Debris opens with a koto solo with the koto player singing the story of the 2011 tsunami and how nearly 20 millions tons of buildings, furniture, cars and personal belongings have been swept away and turned into debris (for the lack of a better word). To this day, many personal items of the victims wash up on the Canadian west coast…

Pete sings about his experience as a park ranger in charge of organizing the clean-up of all the items on the beach. He wonders what would happen to his belongings once the ‘big one’ hits the West Coast. Alice then appears, voicing her anxieties about living in an expensive beach-side condo.

Throughout the work, the ghost of Mayumi (sho, a young mother who drowned in the tsunami with her five-year-old boy) wanders the beach. Mayumi is a fictitious character I created based on what I saw on live news on March 11, 2011. I watched in horror as a woman and her child were swept away by the tsunami as onlookers wildly screamed.

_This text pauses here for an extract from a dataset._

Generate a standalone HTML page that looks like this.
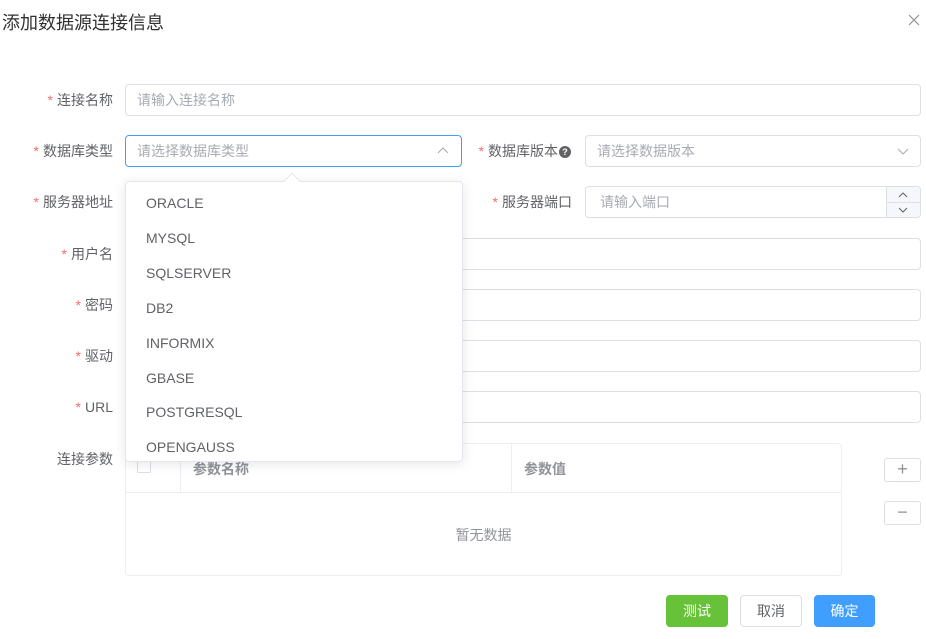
<!DOCTYPE html>
<html><head><meta charset="utf-8"><style>
*{box-sizing:border-box;margin:0;padding:0}
body{width:926px;height:639px;background:#fff;font-family:"Liberation Sans","Noto Sans CJK SC",sans-serif;position:relative;overflow:hidden;color:#606266}
.a{position:absolute}
.lbl{position:absolute;font-size:14px;color:#606266;text-align:right;line-height:32px}
.lbl i{color:#f56c6c;font-style:normal;margin-right:4px}
.in{position:absolute;height:32px;border:1px solid #dcdfe6;border-radius:4px;font-size:14px;color:#a8abb2;line-height:30px;padding-left:11px;background:#fff}
.it{position:absolute;left:146px;font-size:14px;color:#606266}
.btn{position:absolute;height:32px;border-radius:4px;font-size:14px;line-height:32px;text-align:center;top:595px}
</style></head><body>
<div class="a" style="left:2px;top:9px;font-size:18px;color:#303133">添加数据源连接信息</div>
<svg class="a" style="left:908px;top:14px" width="12" height="12"><path d="M1 1L11 11M11 1L1 11" stroke="#909399" stroke-width="1.2"/></svg>

<div class="lbl" style="left:0;width:113px;top:84px"><i>*</i>连接名称</div>
<div class="in" style="left:125px;top:84px;width:796px">请输入连接名称</div>

<div class="lbl" style="left:0;width:113px;top:135px"><i>*</i>数据库类型</div>
<div class="in" style="left:125px;top:135px;width:337px;border-color:#409eff">请选择数据库类型</div>
<svg class="a" style="left:437px;top:146px" width="12" height="10"><path d="M1 7L6 2L11 7" stroke="#a8abb2" fill="none"/></svg>

<div class="lbl" style="left:460px;width:98px;top:135px"><i>*</i>数据库版本</div>
<div class="a" style="left:559px;top:146px;width:12px;height:12px;border-radius:50%;background:#606266;color:#fff;font-size:9px;line-height:12px;text-align:center;font-weight:bold">?</div>
<div class="in" style="left:585px;top:135px;width:336px">请选择数据版本</div>
<svg class="a" style="left:897px;top:146px" width="12" height="10"><path d="M1 3L6 8L11 3" stroke="#a8abb2" fill="none"/></svg>

<div class="lbl" style="left:0;width:113px;top:186px"><i>*</i>服务器地址</div>
<div class="lbl" style="left:460px;width:112px;top:186px"><i>*</i>服务器端口</div>
<div class="in" style="left:585px;top:186px;width:336px;padding-left:14px">请输入端口</div>
<div class="a" style="left:886px;top:187px;width:34px;height:30px;border-left:1px solid #dcdfe6;background:#f5f7fa;border-radius:0 4px 4px 0"></div>
<div class="a" style="left:886px;top:202px;width:34px;height:1px;background:#dcdfe6"></div>
<svg class="a" style="left:898px;top:191px" width="10" height="8"><path d="M1 6L5 2L9 6" stroke="#606266" fill="none"/></svg>
<svg class="a" style="left:898px;top:206px" width="10" height="8"><path d="M1 2L5 6L9 2" stroke="#606266" fill="none"/></svg>

<div class="lbl" style="left:0;width:113px;top:238px"><i>*</i>用户名</div>
<div class="in" style="left:125px;top:238px;width:796px"></div>
<div class="lbl" style="left:0;width:113px;top:289px"><i>*</i>密码</div>
<div class="in" style="left:125px;top:289px;width:796px"></div>
<div class="lbl" style="left:0;width:113px;top:340px"><i>*</i>驱动</div>
<div class="in" style="left:125px;top:340px;width:796px"></div>
<div class="lbl" style="left:0;width:113px;top:391px"><i>*</i>URL</div>
<div class="in" style="left:125px;top:391px;width:796px"></div>
<div class="lbl" style="left:0;width:113px;top:443px">连接参数</div>

<div class="a" style="left:125px;top:443px;width:717px;height:133px;border:1px solid #ebeef5;border-radius:4px"></div>
<div class="a" style="left:126px;top:492px;width:715px;height:1px;background:#ebeef5"></div>
<div class="a" style="left:180px;top:444px;width:1px;height:48px;background:#ebeef5"></div>
<div class="a" style="left:511px;top:444px;width:1px;height:48px;background:#ebeef5"></div>
<div class="a" style="left:137px;top:459px;width:14px;height:14px;border:1px solid #dcdfe6;border-radius:2px"></div>
<div class="a" style="left:193px;top:459px;font-size:14px;font-weight:bold;color:#909399">参数名称</div>
<div class="a" style="left:524px;top:459px;font-size:14px;font-weight:bold;color:#909399">参数值</div>
<div class="a" style="left:125px;top:525px;width:717px;text-align:center;font-size:14px;color:#909399">暂无数据</div>

<div class="a" style="left:884px;top:458px;width:37px;height:24px;border:1px solid #dcdfe6;border-radius:3px;text-align:center;line-height:21px;font-size:18px;color:#909399">+</div>
<div class="a" style="left:884px;top:501px;width:37px;height:24px;border:1px solid #dcdfe6;border-radius:3px;text-align:center;line-height:21px;font-size:18px;color:#909399">−</div>

<div class="btn" style="left:666px;width:62px;background:#67c23a;color:#fff">测试</div>
<div class="btn" style="left:740px;width:62px;border:1px solid #dcdfe6;line-height:30px;color:#606266">取消</div>
<div class="btn" style="left:814px;width:61px;background:#409eff;color:#fff">确定</div>

<div class="a" style="left:125px;top:181px;width:338px;height:281px;background:#fff;border:1px solid #e4e7ed;border-radius:4px;box-shadow:0 2px 12px rgba(0,0,0,.1)"></div>
<div class="a" style="left:286px;top:175px;width:12px;height:12px;background:#fff;border-left:1px solid #e4e7ed;border-top:1px solid #e4e7ed;transform:rotate(45deg)"></div>
<div class="it" style="top:195px">ORACLE</div>
<div class="it" style="top:230px">MYSQL</div>
<div class="it" style="top:265px">SQLSERVER</div>
<div class="it" style="top:300px">DB2</div>
<div class="it" style="top:335px">INFORMIX</div>
<div class="it" style="top:370px">GBASE</div>
<div class="it" style="top:404px">POSTGRESQL</div>
<div class="it" style="top:439px">OPENGAUSS</div>
</body></html>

I have not been able to track down this news footage, but I still see it once in a while in my dreams.

In Debris, I tried to tell a Canadian story about who we are as a people. I was inspired by the many displays of Canadian compassion and generosity throughout the tsunami crisis. People of Tofino and Ucluelet identified and returned many items back to their owners in Japan. The rest were treated and disposed of in a respectful fashion. Like the characters in Debris, I too wonder what would happen when the ‘big one’ hits Vancouver. What would happen to our things, and how would we want people to treat them?

The libretto is by Rodney Robertson. What was it like working with him?

Rod Robertson has been active as a Canadian poet for many years. He lived in Japan for a few years, and he is from Nova Scotia (the origin of OTWPC). Our collaboration with OTWPC was our first operatic work for both of us. We have collaborated many times since then. The Turning Point Ensemble performed our Old Man and the Sea, inspired by Hemingway’s novel, last March.

He is a great opera buff, and he has a wonderful understanding of the genre. I am very grateful to find such a creative, generous and flexible librettist!